Chief Saraki was born on the 17th of May, 1933 at Ilorin, Kwara State, but his state of origin had become a source of controversy while he was alive. Some claim his father migrated from Ogun state.
Some sources also claim his mother was from Iseyin in Oyo State and his father was from Ilorin, adding that his paternal ancestors were Fulanis who came from Mali about 150 to 200 years earlier.
He was educated at Eko Boys High School and later attended the University of London, and St George’s Hospital Medical School, London.
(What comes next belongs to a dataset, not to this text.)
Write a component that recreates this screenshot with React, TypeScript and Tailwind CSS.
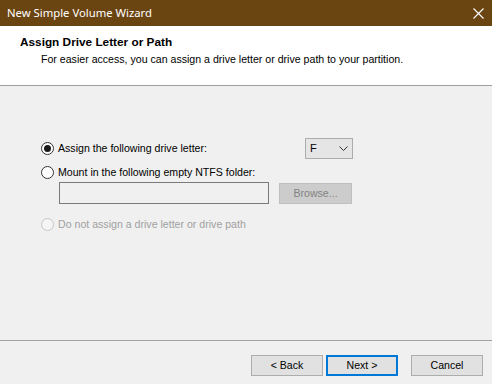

He worked as a medical officer at the General Hospital, Lagos and the Creek Hospital, Lagos.
He first entered politics when he ran in the 1964 parliamentary election for Ilorin as an independent candidate, but failed to win. After the election, he returned to his medical practice in Lagos, only returning to party-politics in 1978/79.
In 1977, Olusola Saraki was elected as a member of the Constituent Assembly that produced the 1979 constitution. In 1979, he was elected a Senator of the Second Republic, and became Senate Leader. In 1983, Saraki was re-elected into the Senate on the National Party of Nigeria (NPN) platform.
In 1998, Olusola Saraki became a National Leader and member of the Board of Trustees of the All People’s Party (APP), contributing to the APP success in Kwara and Kogi States. He assisted Mohammed Alabi Lawal in becoming Governor of Kwara State.
In 2001, he was head of a team from the Arewa Consultative Forum, a Northern cultural and political group, sent to meet and discuss common goals with Northern state governors and other leaders.
Later Saraki switched allegiance to the Peoples Democratic Party (PDP), and in the 2003 elections supported his son, Bukola Saraki, as candidate for governor of Kwara state in the April 2003 elections, and his daughter Gbemisola Saraki as Senator for Kwara State Central in April 2003. They both won.
In March 2003, the Societe Generale Bank (SGBN) of which Saraki was chairman was investigated by the National Drug Law Enforcement Agency for alleged money laundering. Later, SGBN was investigated by the Economic and Financial Crimes Commission (EFCC) under Nuhu Ribadu, and its license was temporarily suspended.
He later had problems with Bukola who rejected the plan to make his sister succeed him as governor and as a result, he formed another political party, but Gbemi lost the election to Bukola`s preferred candidate of the PDP. They however, later made up when the former governor begged his father for forgiveness.